Plus de 1.200 civils ont été tués cette année dans les provinces du Nord-Kivu et de l'Ituri, s'est par ailleurs alarmé le 10 septembre le Haut commissariat des Nations Unies aux réfugiés (HCR), soulignant que des millions de personnes ont besoin d'aide humanitaire dans cette partie de l'est de la République démocratique du Congo.

Le HCR indique également avoir "enregistré 25.000 violations des droits humains cette année" et "plus d'un million de Congolais déplacés à l'intérieur de l'est du pays". Cette agence onusienne appelle à des mesures urgentes pour protéger les civils et à davantage de soutien de la communauté internationale. "À moins de quatre mois de la fin de l'année, nous n'avons reçu que 51% des 205 millions de dollars nécessaires en 2021 pour l'opération en RDC", a noté le HCR.

Un état de siège pour l'instant inefficace

Pour autant, l'établissement d'un état de siège au Nord-Kivu et en Ituri en mai a-t-il pu changer la donne ? "Malheureusement, l'état de siège n'a pas permis de changer la situation, surtout pas dans cette zone", balaye Pierre Boisselet, du KST.  "Le nombre de civils tués semble même en augmentation par rapport à l'année dernière", note-t-il, avant de conclure que la déclaration de cet état de siège par le président congolais n'a eu "aucun effet positif sur le nombre de civils tués par les ADF". 
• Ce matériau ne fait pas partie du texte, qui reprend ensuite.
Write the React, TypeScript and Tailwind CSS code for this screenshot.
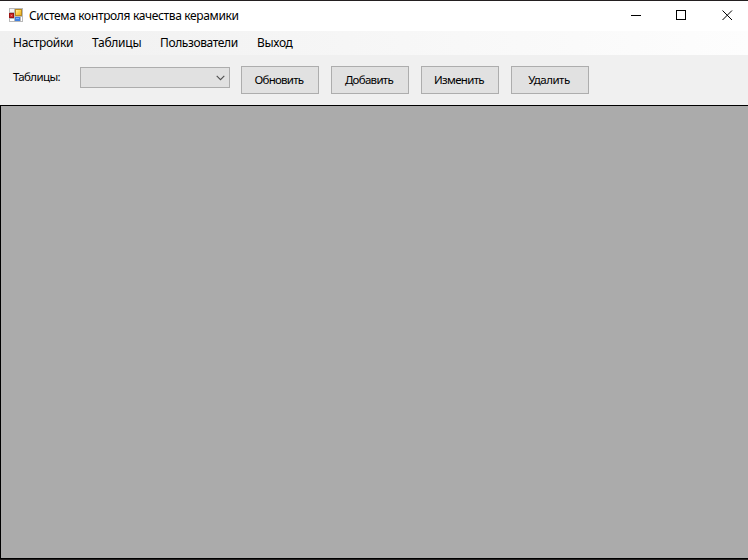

La nomination par le président Félix Tshisekedi d'un coordonnateur national, Emmanuel Tommy Tambwe Rudima, à la tête du nouveau Programme de Désarmement, Démobilisation et Relèvement communautaire et Stabilisation (P-DDRCS), le 7 août, pourrait néanmoins changer les choses. "Depuis l'échec du troisième Programme de Désarmement, démobilisation et réintégration [...], qui devait commencer en 2015 mais n'a jamais véritablement vu le jour", analyse le KST dans cet article, "le pays n'avait plus eu de programme de cette nature". L'initiative conjointe de HRW et du Groupe d'étude sur le Congo conclut néanmoins qu'améliorer la situation ne "sera pas une mince affaire".